1. Field of the Invention
The invention in general relates to electronic circuit testing and more particularly to an apparatus and testing method utilizing an enhanced test data compression technique.
2. Statement of the Problem
The testing of electrical circuits is nearly as old as electrical circuits themselves. In simple circuits this is done by applying small voltages to all the circuit nodes to test for shorts or open circuits. The term node in this specification means any equipotential circuit element; an example is a connecting wire or trace between two electrical components. As circuits have become more complex, it has become ever more important and more difficult to thoroughly test circuits. A common way of doing this is to design a testing apparatus and method as part of the development program for each of the circuit boards that are manufactured as part of a product. Generally a program is developed which operates a complex testing machine that includes hundreds or even thousands of resources, such as voltage drivers and receivers, relays, and tester pins. The drivers and receivers are alternately connected in a programmed, clocked, sequence to the nodes of the device under test (DUT) via the relays and the tester pins which contact test connectors, such as the edge connectors of a board or conducting nails in a nail bed attached to a device under test. In a typical clock period of the programmed sequence, the drivers will force the tester pins contacting certain ones of the nodes of the DUT to prescribed voltages and check that the receivers connected to other tester pins contacting other certain ones of the nodes receive the proper output signals that should be received if the DUT is functioning correctly. If at any clock cycle in the sequence, the proper output signals are not received, the DUT is deemed defective, the defective nodes are recorded or otherwise indicated by the tester, and the test is terminated. The set of digital signals transmitted and received to and from the tester pins on a given clock cycle is called a test vector.
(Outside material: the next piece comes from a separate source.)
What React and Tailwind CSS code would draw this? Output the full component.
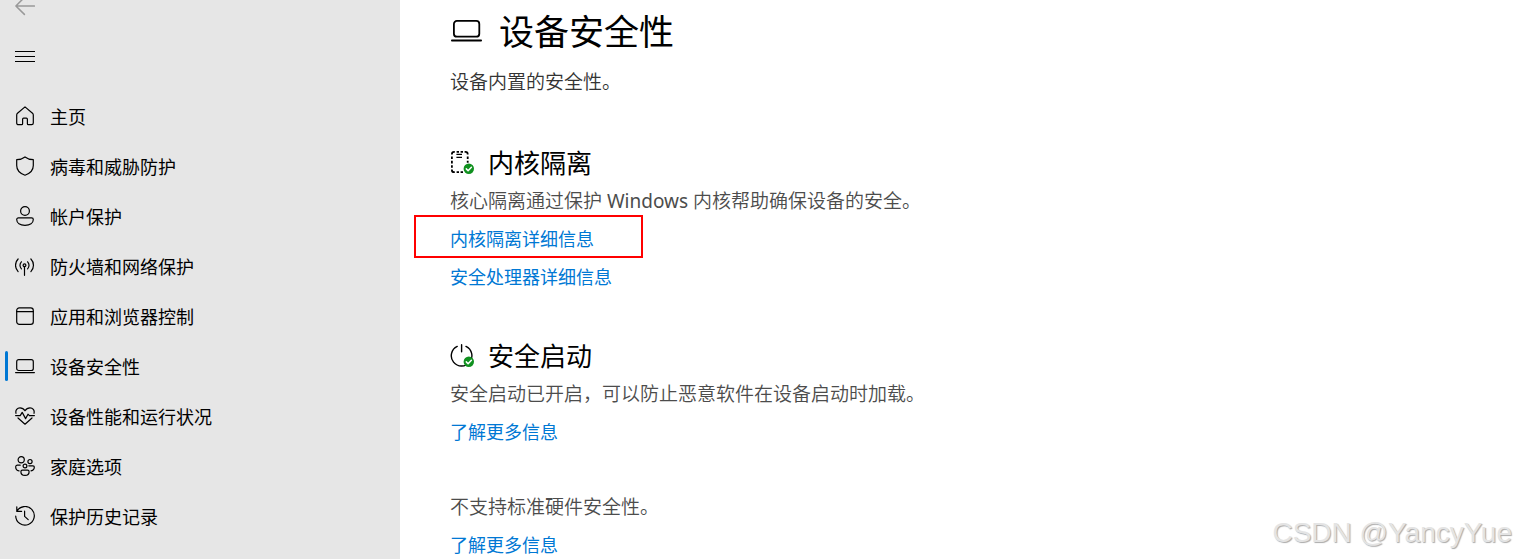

The data signals transmitted and received in a digital test can be effectively viewed as a large matrix of binary data: each of the columns of the matrix being associated with a test pin, and each of the rows of the matrix corresponding to the test vector at a given clock cycle of the tester. This matrix must be stored in some fashion and communicated to the tester during the test. Generally, it is stored on disk or tape or other non-volatile electronic storage device and loaded into RAMs forming part of the tester prior to the test. The complete matrix including the test vectors for each clock cycle of the test is called the "flattened" or "unrolled" form of the test matrix. Storing and using this flattened or unrolled form of the matrix is very RAM intensive and very expensive. Therefore, state-of-the-art digital testers include an electronic system that stores the matrix in a compressed form. See for example, U.S. Pat. No. 4,652,814 which describes a system in which only the unique test vectors are stored in the tester RAMs, and a sequencer stores the sequence of test vectors in the form of processor subroutines, loops, etc. During the test, the sequencer calls up the proper test vectors in sequence, thus constructing the flattened form of the test on-the-fly from the compressed data.
As electronic devices have become more and more complex, the number of connector pins on circuit boards have become very large. There may be as many as a hundred or more such connectors. The number of test pins required to test a circuit board has grown commensurately. As the number of test pins, and thus the size of the test vector, becomes large, it becomes more and more difficult to compress a test. This is because the compression techniques look for sections of a test that are reusable. For example, a sequence of vectors, A, B, C, may recur often in a test, and compression can take advantage of this by storing them once, and reusing them. However, as test vector becomes larger, the chances of it recurring decrease. That is, if only ten pins are used in a test, the chances of identical digital voltages being found on them at different times in a given test is much greater than if a hundred pins are used in a test. Thus, there is a need for a compression technique that is more effective for testers with large test vectors, that is, with large numbers of test pins.